Боюсь стареть, быть преданной, страдать… Хитрый умысел руководил моей полуискренностью, когда я писала об этом Максу. Этот страх – своего рода власяница, которая прирастает к коже едва родившейся Любви и стискивает Любовь по мере того, как она растет… Я носила эту власяницу, от нее не умирают. И я буду носить ее снова, если… если не смогу поступить иначе…
«Если не смогу поступить иначе…» На этот раз формула ясная! Я прочла ее – она была написана в моей мысли, я и сейчас ее там вижу: она напечатана там, как сентенция, жирным шрифтом… О, я только что верно оценила свою жалкую любовь и осознала свою истинную надежду: бегство.
Как суметь это сделать? Все против меня. Первое препятствие, на которое я натыкаюсь, – это распростертое женское тело, преграждающее мне путь, исполненное сладострастия тело женщины с закрытыми – сознательно – глазами, готовой скорей погибнуть, нежели покинуть место, где ее ожидает радость… Эта женщина, это грубое существо, не могущее отказаться от наслаждения, – я. «Ты сама свой худший враг!» Бог ты мой, я это знаю, я знаю это! Смогу ли я победить в сто раз более опасное существо, чем эта ненасытная тварь, а именно брошенную девочку, которая дрожит во мне, слабенькая, нервная, тянущая руки и умоляющая: «Не оставляйте меня одну!» Она боится темноты, одиночества, болезни и смерти, вечером она задергивает занавески, чтобы не видеть черное стекло, которое ее путает, и страдает оттого, что ее недостаточно нежно любят… А Вы, Макс, мой любимый противник, как я смогу справиться с Вами, разорвав свое сердце в клочья. Вам достаточно было бы появиться, чтобы… Но я не зову Вас!

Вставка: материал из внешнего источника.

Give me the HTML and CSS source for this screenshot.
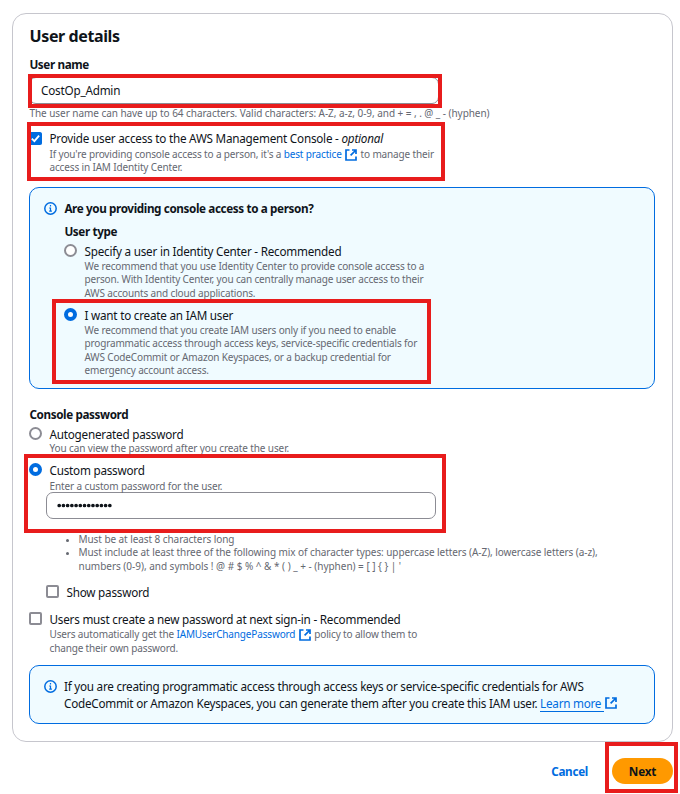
FILE: index.html
```html
<!DOCTYPE html>
<html lang="en">
<head>
<meta charset="utf-8">
<title>User details</title>
<link rel="stylesheet" href="styles.css">
</head>
<body>
<svg width="0" height="0" class="defs" aria-hidden="true">
  <symbol id="external" viewBox="0 0 12 12"><path d="M4.5 1H1v10h10V7.6M7 1h4v4M11 1 5.6 6.4" fill="none" stroke="currentColor" stroke-width="1.7"/></symbol>
  <symbol id="info" viewBox="0 0 13 13"><circle cx="6.5" cy="6.5" r="5.7" fill="none" stroke="currentColor" stroke-width="1.5"/><path d="M6.5 3.1v1.4M5.2 6h1.3v3.2M5.2 9.2h2.7" fill="none" stroke="currentColor" stroke-width="1.2"/></symbol>
</svg>
<main class="card">
  <h2 class="title">User details</h2>
  <div class="label name-label">User name</div>
  <div class="mark-host">
    <input class="field name-field" type="text" value="CostOp_Admin">
    <div class="mark mark-name"></div>
  </div>
  <p class="hint name-hint">The user name can have up to 64 characters. Valid characters: A-Z, a-z, 0-9, and + = , . @ _ - (hyphen)</p>

  <div class="option console-access">
    <span class="check checked"><svg viewBox="0 0 13 13"><path d="m2.8 6.7 2.6 2.5 4.7-5.6" fill="none" stroke="#fff" stroke-width="1.8"/></svg></span>
    <div>
      <div class="text">Provide user access to the AWS Management Console - <em>optional</em></div>
      <p class="hint">If you're providing console access to a person, it's a <a>best practice <svg class="ext"><use href="#external"/></svg></a> to manage their<br>access in IAM Identity Center.</p>
    </div>
    <div class="mark mark-console"></div>
  </div>

  <section class="alert person">
    <svg class="info"><use href="#info"/></svg>
    <div>
      <div class="label question">Are you providing console access to a person?</div>
      <div class="label type">User type</div>
      <div class="option center-user">
        <span class="radio"></span>
        <div>
          <div class="text">Specify a user in Identity Center - Recommended</div>
          <p class="hint">We recommend that you use Identity Center to provide console access to a<br>person. With Identity Center, you can centrally manage user access to their<br>AWS accounts and cloud applications.</p>
        </div>
      </div>
      <div class="option iam-user">
        <span class="radio on"></span>
        <div>
          <div class="text">I want to create an IAM user</div>
          <p class="hint">We recommend that you create IAM users only if you need to enable<br>programmatic access through access keys, service-specific credentials for<br>AWS CodeCommit or Amazon Keyspaces, or a backup credential for<br>emergency account access.</p>
        </div>
        <div class="mark mark-iam"></div>
      </div>
    </div>
  </section>

  <div class="label pw-label">Console password</div>
  <div class="option auto">
    <span class="radio"></span>
    <div>
      <div class="text">Autogenerated password</div>
      <p class="hint">You can view the password after you create the user.</p>
    </div>
  </div>
  <div class="option custom">
    <span class="radio on"></span>
    <div>
      <div class="text">Custom password</div>
      <p class="hint">Enter a custom password for the user.</p>
    </div>
    <div class="mark mark-custom"></div>
  </div>
  <div class="field pw-field"><svg viewBox="0 0 56 6"><path d="M2.2 3.5h52" stroke="#0f141a" stroke-width="3.7" stroke-linecap="round" stroke-dasharray="0 4.22"/></svg></div>
  <ul class="hint rules">
    <li>Must be at least 8 characters long</li>
    <li>Must include at least three of the following mix of character types: uppercase letters (A-Z), lowercase letters (a-z),<br><span class="symbols">numbers (0-9), and symbols ! @ # $ % ^ &amp; * ( ) _ + - (hyphen) = [ ] { } | '</span></li>
  </ul>
  <div class="option show"><span class="check"></span><div class="text">Show password</div></div>
  <div class="option change">
    <span class="check"></span>
    <div>
      <div class="text">Users must create a new password at next sign-in - Recommended</div>
      <p class="hint">Users automatically get the <a>IAMUserChangePassword <svg class="ext"><use href="#external"/></svg></a> policy to allow them to<br>change their own password.</p>
    </div>
  </div>
  <section class="alert access">
    <svg class="info"><use href="#info"/></svg>
    <div class="text">If you are creating programmatic access through access keys or service-specific credentials for AWS<br>CodeCommit or Amazon Keyspaces, you can generate them after you create this IAM user. <a><span class="under">Learn more </span><svg class="ext"><use href="#external"/></svg></a></div>
  </section>
</main>
<footer class="actions">
  <a class="cancel">Cancel</a>
  <div class="mark-host"><button class="next">Next</button><div class="mark mark-next"></div></div>
</footer>
</body>
</html>
```
FILE: styles.css
```css
* { box-sizing: border-box; }
body { margin: 0; width: 680px; height: 794px; overflow: hidden; background: #fff; color: #0f141a; font-family: "Noto Sans", "Open Sans", sans-serif; font-size: 12px; padding: 13px 7px 0 12px; }
.defs { position: absolute; }
p, h2, ul { margin: 0; padding: 0; }
.card { height: 729px; border: 1px solid #c6c6cd; border-radius: 14px; padding: 12px 17px 0 16px; white-space: nowrap; }
.title { font-size: 16px; line-height: 20px; font-weight: 700; letter-spacing: -.4px; padding-left: .6px; }
.label { font-size: 11.7px; line-height: 18px; font-weight: 700; letter-spacing: -.38px; padding-left: .4px; }
.text { font-size: 11.7px; line-height: 18px; letter-spacing: -.22px; }
.hint { font-size: 10px; line-height: 13.5px; color: #656871; letter-spacing: -.15px; }
a { color: #006ce0; }
.name-label { margin-top: 9px; }
.mark-host { position: relative; }
.field { display: flex; align-items: center; width: 410px; height: 27px; border: 1px solid #8c8c94; border-radius: 7px; background: #fff; padding: 0 10px; color: #0f141a; font: 11.7px "Noto Sans", sans-serif; letter-spacing: -.2px; }
.name-field { margin-top: 4px; padding: 0 10px 1px 11px; }
.name-hint { margin-top: 3px; letter-spacing: -.05px; padding-left: .4px; }
.option { position: relative; display: flex; gap: 7.5px; }
.option .radio, .option .check { flex: none; margin-top: 2px; width: 13px; height: 13px; border: 2px solid #8c8c94; background: #fff; }
.radio { border-radius: 50%; }
.option .radio.on { border: 4px solid #006ce0; }
.check { border-radius: 2px; }
.option .checked { border: 0; background: #006ce0; }
.checked svg { display: block; width: 13px; height: 13px; }
.ext { width: 12px; height: 12px; vertical-align: -1px; margin-left: 1px; overflow: visible; }
.hint .ext { margin: -3px 1px -2px 1px; vertical-align: -1px; }
.console-access { margin-top: 9px; }
.console-access .text { position: relative; top: -.5px; }
.alert { display: flex; gap: 7px; border: 1px solid #006ce0; border-radius: 10px; background: #f0fbff; }
.info { flex: none; width: 13px; height: 13px; color: #006ce0; }
.person { margin-top: 12px; height: 202px; padding: 11px 14px; }
.person .info { margin-top: 3px; }
.type { margin-top: 5px; }
.center-user { margin-top: 2px; }
.iam-user { margin-top: 6px; }
.iam-user .hint { margin-top: -.5px; }
.pw-label { margin-top: 16px; }
.auto { margin-top: 2px; }
.auto .hint { letter-spacing: -.11px; margin-top: -1px; }
.custom { margin-top: 6px; }
.custom .hint { letter-spacing: -.12px; margin-top: .5px; }
.pw-field { width: 390px; margin: -1.5px 0 0 17px; }
.pw-field svg { width: 56px; height: 6px; }
.rules { list-style: none; margin: 14px 0 0 49.5px; letter-spacing: -.07px; }
.symbols { letter-spacing: -.02px; }
.rules li { position: relative; }
.rules li::before { content: ""; position: absolute; left: -13px; top: 6px; width: 3px; height: 3px; border-radius: 50%; background: #656871; }
.show { margin: 10px 0 0 17px; }
.change { margin-top: 9px; }
.access { margin-top: 10px; height: 59px; padding: 12px 14px; }
.access .info { margin-top: 2px; }
.access .text { line-height: 17px; letter-spacing: -.245px; }
.under { border-bottom: 1px solid #006ce0; }
.actions { display: flex; justify-content: flex-end; align-items: center; height: 26px; margin-top: 16px; gap: 24px; }
.cancel { font-size: 11.7px; font-weight: 700; letter-spacing: -.3px; }
.next { display: block; width: 61px; height: 26px; padding: 0; border: 0; border-radius: 13px; background: #ff9900; color: #0f141a; font: 700 11.7px "Noto Sans", sans-serif; letter-spacing: -.2px; }
.mark { position: absolute; border: 4px solid #e81c1c; pointer-events: none; }
.mark-name { left: -1px; top: -3px; width: 414px; height: 34px; }
.mark-console { left: -2px; top: -8px; width: 418px; height: 59px; }
.mark-iam { left: -12px; top: -7px; width: 379px; height: 85px; }
.mark-custom { left: -5px; top: -7px; width: 422px; height: 79px; }
.mark-next { left: -7px; top: -16px; width: 73px; height: 51px; }
```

Нет, я не зову Вас, и это моя первая победа!
Грозовая туча проходит сейчас прямо надо мной, лениво проливая каплю за каплей душистую воду. Дождевая звездочка попадает мне в уголок рта, и я выпиваю ее, теплую, подслащенную пыльцой, отдающей нарциссом.
Ним, Монпелье, Каркассон, Тулуза… четыре дня без отдыха, и четыре ночи тоже! Приезжаем, моемся и танцуем под звуки неуверенно играющего, прямо с листа разбирающего партитуру оркестра, ложимся спать – стоит ли? – и наутро уезжаем. Худеешь от усталости, но никто не жалуется: гордость превыше всего! Мы меняем мюзик-холлы, гримуборные, гостиницы, номера с равнодушием солдат на маневрах. Гримировальная коробка облупилась, проступает ее белый металл. Костюмы обтрепались и издают, когда их перед самым спектаклем торопливо чистят бензином, противный запах рисовой пудры и керосина. Я кармином подкрашиваю свои облезшие красные сандалии, в которых выступаю в «Превосходстве». Моя туника для «Дриады» теряет свой ядовитый оттенок кузнечика и зеленого луга. Браг просто великолепен – столько разноцветных слоев всяческой грязи налипло на его костюм: его вышитые болгарские кожаные штаны, ставшие негнущимися из-за искусственной крови, которой он обрызгивается каждый вечер, похожи теперь на шкуру только что освежеванного быка. Старый Троглодит в парике, из которого лезет пакля, кое-как прикрытый полинявшими и воняющими кроличьими шкурками, просто пугает публику, когда выходит на сцену.